## WHAT YOU SHOULD DO
Which lines contain the word "with"? Return each of them as written.

## INPUT DATA
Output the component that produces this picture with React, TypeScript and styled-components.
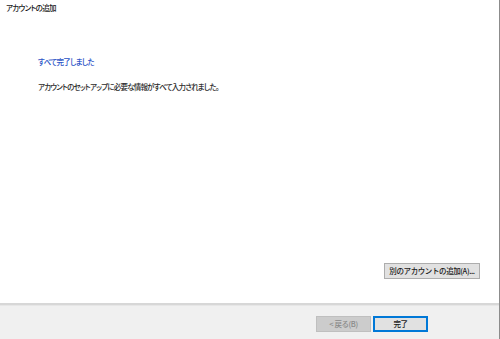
import React from 'react';
import styled, { createGlobalStyle } from 'styled-components';

const GlobalStyle = createGlobalStyle`
    html, body {
        margin: 0;
        padding: 0;
        background: #ffffff;
    }
    body {
        font-family: "Noto Sans CJK JP", "Noto Sans", sans-serif;
        font-feature-settings: "palt";
        font-weight: 500;
    }
`;

const Window = styled.div`
    width: 500px;
    height: 339px;
    box-sizing: border-box;
    border-right: 1px solid #8c8c8c;
    display: flex;
    flex-direction: column;
    background: #ffffff;
`;

const TitleBar = styled.div`
    height: 16px;
    padding: 3px 0 0 6px;
    box-sizing: border-box;
    font-size: 7.5px;
    letter-spacing: -0.7px;
    line-height: 10px;
    color: #1a1a1a;
`;

const Body = styled.div`
    flex: 1;
    display: flex;
    flex-direction: column;
    padding: 41px 19px 24px 38px;
`;

const Heading = styled.div`
    font-size: 7.5px;
    letter-spacing: -0.7px;
    line-height: 10px;
    color: #2a52c6;
`;

const Message = styled.div`
    margin-top: 15px;
    font-size: 7.5px;
    letter-spacing: -0.8px;
    line-height: 10px;
    color: #2b2b2b;
`;

const Spacer = styled.div`
    flex: 1;
`;

const BodyActions = styled.div`
    display: flex;
    justify-content: flex-end;
`;

const Button = styled.button<{ $primary?: boolean; $width: number }>`
    width: ${p => p.$width}px;
    height: 16px;
    padding: 0;
    box-sizing: border-box;
    font-family: inherit;
    font-weight: 500;
    font-size: 7.5px;
    letter-spacing: -0.4px;
    line-height: 10px;
    white-space: nowrap;
    color: ${p => (p.disabled ? '#8a8a8a' : '#1a1a1a')};
    background: ${p => (p.disabled ? '#cccccc' : '#e1e1e1')};
    border: 1px solid ${p => (p.$primary ? '#0078d7' : p.disabled ? '#bfbfbf' : '#adadad')};
    box-shadow: ${p => (p.$primary ? 'inset 0 0 0 1px #0078d7' : 'none')};
    border-radius: 0;
    cursor: default;
`;

const Divider = styled.div`
    height: 2px;
    background: #d7d7d7;
    border-bottom: 1px solid #e6e6e6;
`;

const Footer = styled.div`
    height: 33px;
    box-sizing: border-box;
    background: #f0f0f0;
    display: flex;
    justify-content: flex-end;
    align-items: flex-start;
    gap: 2px;
    padding: 10px 71px 0 0;
`;

const App: React.FC = () => {
    return (
        <>
            <GlobalStyle />
            <Window>
                <TitleBar>アカウントの追加</TitleBar>
                <Body>
                    <Heading>すべて完了しました</Heading>
                    <Message>アカウントのセットアップに必要な情報がすべて入力されました。</Message>
                    <Spacer />
                    <BodyActions>
                        <Button $width={96}>別のアカウントの追加(A)...</Button>
                    </BodyActions>
                </Body>
                <Divider />
                <Footer>
                    <Button $width={55} disabled>&lt; 戻る(B)</Button>
                    <Button $width={55} $primary>完了</Button>
                </Footer>
            </Window>
        </>
    );
};

export default App;
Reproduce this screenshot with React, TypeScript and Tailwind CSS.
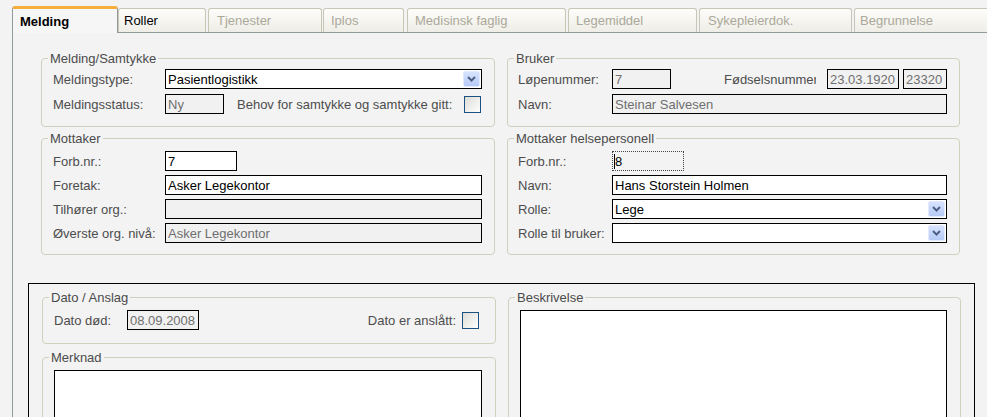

## COMPLETE OUTPUT
Output the component that produces this picture with React, TypeScript and styled-components.
Reproduce this screenshot with React, TypeScript and Tailwind CSS.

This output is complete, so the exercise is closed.